--- BEGIN ---

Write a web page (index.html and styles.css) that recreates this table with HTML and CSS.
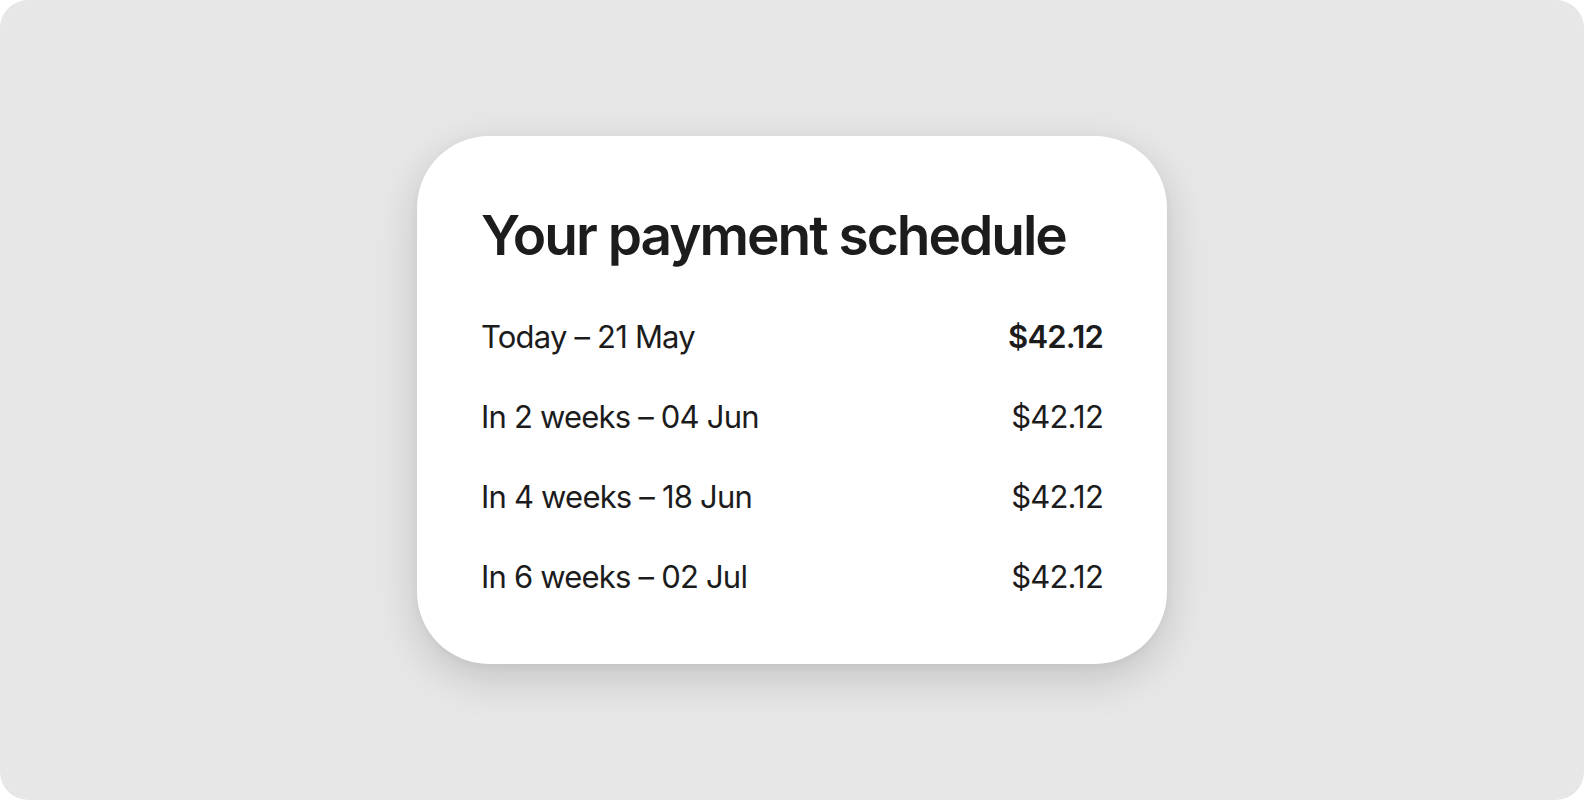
FILE: index.html
```html
<!DOCTYPE html>
<html>
<head>
<meta charset="utf-8">
<link rel="stylesheet" href="styles.css">
</head>
<body>
<div class="frame">
  <div class="card">
    <h1 class="title">Your payment schedule</h1>
    <ul class="rows">
      <li class="row"><span class="label">Today – 21 May</span><span class="amount strong">$42.12</span></li>
      <li class="row"><span class="label">In 2 weeks – 04 Jun</span><span class="amount">$42.12</span></li>
      <li class="row"><span class="label">In 4 weeks – 18 Jun</span><span class="amount">$42.12</span></li>
      <li class="row"><span class="label">In 6 weeks – 02 Jul</span><span class="amount">$42.12</span></li>
    </ul>
  </div>
</div>
</body>
</html>
```
FILE: styles.css
```css
html, body {
  margin: 0;
  padding: 0;
  background: #ffffff;
}
body {
  font-family: Inter, "Noto Sans", sans-serif;
  color: #1a1a1a;
}
.frame {
  width: 1584px;
  height: 800px;
  background: #e7e7e7;
  border-radius: 28px;
  display: flex;
  align-items: center;
  justify-content: center;
}
.card {
  box-sizing: border-box;
  width: 750px;
  height: 528px;
  background: #ffffff;
  border-radius: 72px;
  box-shadow: 0 14px 44px rgba(0, 0, 0, 0.16), 0 2px 8px rgba(0, 0, 0, 0.04);
  padding: 63px 64px 0 64px;
}
.title {
  margin: 0;
  font-size: 55px;
  font-weight: 600;
  line-height: 72px;
  letter-spacing: -2px;
  color: #1c1c1c;
}
.rows {
  list-style: none;
  margin: 46px 0 0 0;
  padding: 0;
  display: flex;
  flex-direction: column;
  gap: 40px;
}
.row {
  display: flex;
  justify-content: space-between;
  align-items: center;
  font-size: 31px;
  line-height: 40px;
  letter-spacing: -0.8px;
  color: #1c1c1c;
}
.amount.strong {
  font-weight: 600;
}
```
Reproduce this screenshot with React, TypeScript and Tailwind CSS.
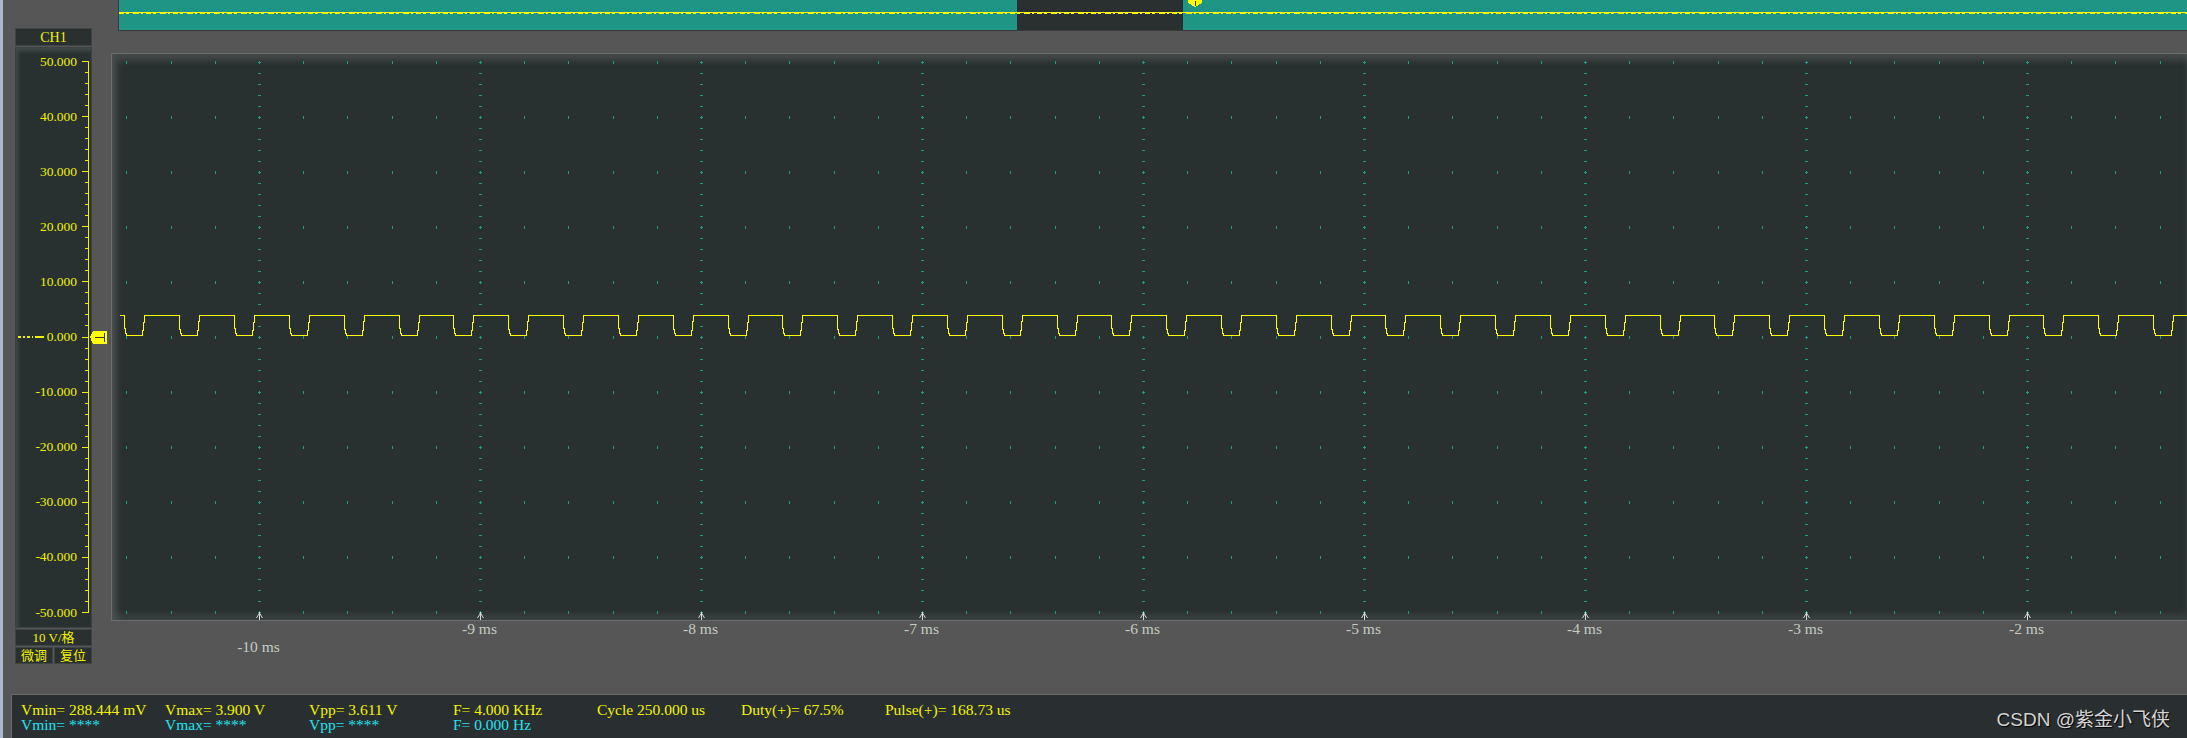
import React from "react";

const AXIS_LABELS = [
  "50.000",
  "40.000",
  "30.000",
  "20.000",
  "10.000",
  "0.000",
  "-10.000",
  "-20.000",
  "-30.000",
  "-40.000",
  "-50.000",
];

const TIME_LABELS = ["-10 ms", "-9 ms", "-8 ms", "-7 ms", "-6 ms", "-5 ms", "-4 ms", "-3 ms", "-2 ms"];

const MEASURES: { top: string; bottom?: string }[] = [
  { top: "Vmin= 288.444 mV", bottom: "Vmin= ****" },
  { top: "Vmax= 3.900 V", bottom: "Vmax= ****" },
  { top: "Vpp= 3.611 V", bottom: "Vpp= ****" },
  { top: "F= 4.000 KHz", bottom: "F= 0.000 Hz" },
  { top: "Cycle 250.000 us" },
  { top: "Duty(+)= 67.5%" },
  { top: "Pulse(+)= 168.73 us" },
];

const PLOT_W = 2075;
const PLOT_H = 566;
const GRID = "#1d9c89";

const majorX = Array.from({ length: 9 }, (_, k) => Math.round(147 + 221 * k));
const minorX = Array.from({ length: 50 }, (_, m) => Math.round(147 + 44.2 * (m - 3))).filter(
  (x) => x > 4 && x < PLOT_W - 2
);
const rowsY = Array.from({ length: 11 }, (_, j) => Math.round(8 + 55.02 * j));

function buildWave() {
  const H = 261.5;
  const L = 281.5;
  let d = `M 8 ${H}`;
  for (let k = 0; k < 40; k++) {
    const x0 = Math.round(12.4 + 54.83 * k) + 0.5;
    if (x0 > PLOT_W + 5) break;
    const j = k % 3 === 1 ? 1 : 0;
    d += ` L ${x0} ${H} L ${x0} ${H + 13 + j} L ${x0 + 1} ${H + 13 + j} L ${x0 + 1} ${H + 18} L ${x0 + 2} ${H + 18} L ${x0 + 2} ${L}`;
    d += ` L ${x0 + 18} ${L} L ${x0 + 18} ${L - 5} L ${x0 + 19} ${L - 5} L ${x0 + 19} ${L - 13 - j} L ${x0 + 20} ${L - 13 - j} L ${x0 + 20} ${H}`;
  }
  d += ` L ${PLOT_W + 10} ${H}`;
  return d;
}

const WAVE = buildWave();

function PlotGrid() {
  return (
    <svg width={PLOT_W} height={PLOT_H} className="block" shapeRendering="crispEdges">
      {rowsY.map((y) =>
        minorX
          .filter((x) => !majorX.includes(x))
          .map((x) => <rect key={`${x}-${y}`} x={x} y={y - 1} width={1} height={3} fill={GRID} />)
      )}
      {majorX.map((x) => (
        <g key={x}>
          {rowsY.map((y) => (
            <g key={y}>
              <rect x={x - 1} y={y} width={3} height={1} fill={GRID} />
              <rect x={x} y={y - 1} width={1} height={3} fill={GRID} />
            </g>
          ))}
          {rowsY.slice(0, 10).map((y) =>
            [1, 2, 3, 4].map((s) => (
              <rect key={`${y}-${s}`} x={x - 1} y={Math.round(y + 11.004 * s)} width={3} height={1} fill={GRID} />
            ))
          )}
          <path
            d={`M ${x + 0.5} 558 L ${x + 0.5} 566 M ${x + 0.5} 559 L ${x - 2.5} 564 M ${x + 0.5} 559 L ${x + 3.5} 564`}
            stroke="#d6d6d6"
            strokeWidth={1}
            fill="none"
            shapeRendering="auto"
          />
        </g>
      ))}
      <path d={WAVE} stroke="#ffff00" strokeWidth={1} fill="none" />
    </svg>
  );
}

function AxisScale() {
  const ticks: number[] = [];
  for (let i = 0; i <= 50; i++) ticks.push(Math.round(13 + 11.02 * i));
  return (
    <svg width={75} height={579} className="block">
      <g shapeRendering="crispEdges" fill="#f0f000">
        <rect x={72} y={13} width={1} height={552} />
        {ticks.map((y, i) =>
          i % 5 === 0 ? (
            <rect key={i} x={66} y={y} width={7} height={1} />
          ) : (
            <rect key={i} x={69} y={y} width={3} height={1} />
          )
        )}
        {[
          [2, 5],
          [7, 9],
          [11, 14],
          [16, 17],
          [19, 28],
        ].map(([a, b]) => (
          <rect key={a} x={a} y={288} width={b - a} height={2} />
        ))}
      </g>
      {AXIS_LABELS.map((t, i) => (
        <text
          key={t}
          x={61}
          y={17.5 + 55.1 * i}
          textAnchor="end"
          fontSize={13.5}
          fill="#f0f000"
          fontFamily="'Liberation Serif', serif"
        >
          {t}
        </text>
      ))}
    </svg>
  );
}

function OverviewLine() {
  return (
    <svg width={2068} height={30} className="absolute inset-0" shapeRendering="crispEdges">
      <rect x={0} y={12} width={2068} height={1} fill="#ffff00" />
      <line x1={0} y1={13.5} x2={2068} y2={13.5} stroke="#ffff00" strokeDasharray="5 2 3 4 6 2 2 3" />
      <path d="M1069 0 L1083 0 L1083 3 L1076 7 L1069 3 Z" fill="#ffff00" />
      <rect x={1076} y={1} width={1} height={5} fill="#2a2f30" />
    </svg>
  );
}

function ChannelMarker() {
  return (
    <svg width={18} height={14} className="absolute left-[90px] top-[331px]" shapeRendering="crispEdges">
      <path d="M0 6 L3 0 L17 0 L17 13 L3 13 Z" fill="#ffff00" />
      <rect x={5} y={6} width={10} height={1} fill="#3a3a2a" />
      <rect x={14} y={2} width={1} height={9} fill="#3a3a2a" />
    </svg>
  );
}

export default function App() {
  const panelBox = "border border-[#3f4545] bg-[#2a3030]";
  return (
    <div className="relative flex h-[738px] w-[2187px] overflow-hidden bg-[#565656] font-['Liberation_Serif','Noto_Sans_CJK_SC',serif]">
      <div className="w-[3px] shrink-0 bg-[#a9b9cd]" />
      <div className="flex min-w-0 flex-1 flex-col">
        <div className="flex h-[694px] shrink-0">
          <div className="ml-[12px] flex w-[77px] shrink-0 flex-col pt-[28px] text-[#f2f200]">
            <div className={`flex h-[18px] items-center justify-center text-[14px] ${panelBox}`}>CH1</div>
            <div className="mt-px h-[581px] border border-[#3c4141] bg-[#293030] shadow-[inset_2px_3px_4px_rgba(120,125,125,0.35)]">
              <AxisScale />
            </div>
            <div className={`mt-px flex h-[17px] items-center justify-center text-[13px] leading-none ${panelBox}`}>
              10 V/格
            </div>
            <div className="mt-px flex h-[17px] gap-px text-[13px] leading-none">
              <div className={`flex flex-1 items-center justify-center ${panelBox}`}>微调</div>
              <div className={`flex flex-1 items-center justify-center ${panelBox}`}>复位</div>
            </div>
          </div>

          <div className="ml-[19px] flex min-w-0 flex-1 flex-col">
            <div className="relative ml-[7px] flex h-[31px] border-b border-l border-[#3a3a3a]">
              <div className="w-[898px] bg-[#1f9585]" />
              <div className="w-[166px] bg-[#2a2f30]" />
              <div className="flex-1 bg-[#1f9585]" />
              <OverviewLine />
            </div>
            <div className="mt-[22px] h-[568px] border-y border-l border-[#6a6e6e] bg-[#293030] shadow-[inset_5px_6px_7px_rgba(110,115,115,0.4),inset_0_-6px_6px_rgba(90,95,95,0.35)]">
              <PlotGrid />
            </div>
            <div className="flex items-start pl-[37px] text-[15.5px] leading-[16px] text-[#c4ccc4]">
              {TIME_LABELS.map((t, i) => (
                <div key={t} className={`w-[221px] shrink-0 text-center ${i === 0 ? "mt-[18px]" : ""}`}>
                  {t}
                </div>
              ))}
            </div>
          </div>
        </div>

        <div className="ml-[8px] flex h-[44px] border-l border-t border-[#6b6b6b] bg-[#292f30] pl-[9px] pt-[7px]">
          {MEASURES.map((m) => (
            <div key={m.top} className="flex w-[144px] shrink-0 flex-col text-[15.5px] leading-[15px]">
              <span className="whitespace-nowrap text-[#f4f400]">{m.top}</span>
              {m.bottom && <span className="whitespace-nowrap text-[#22e4f2]">{m.bottom}</span>}
            </div>
          ))}
          <div className="ml-auto self-center pr-[17px] font-['Liberation_Sans','Noto_Sans_CJK_SC',sans-serif] text-[19px] text-[#d4d4d4] [text-shadow:1px_1px_1px_#000]">
            CSDN @紫金小飞侠
          </div>
        </div>
      </div>
      <ChannelMarker />
    </div>
  );
}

--- END ---

* **Written problem**:
Among the entries above, how many lines include the word "React"? Reply with the number only.

* **Solution to this task**:
2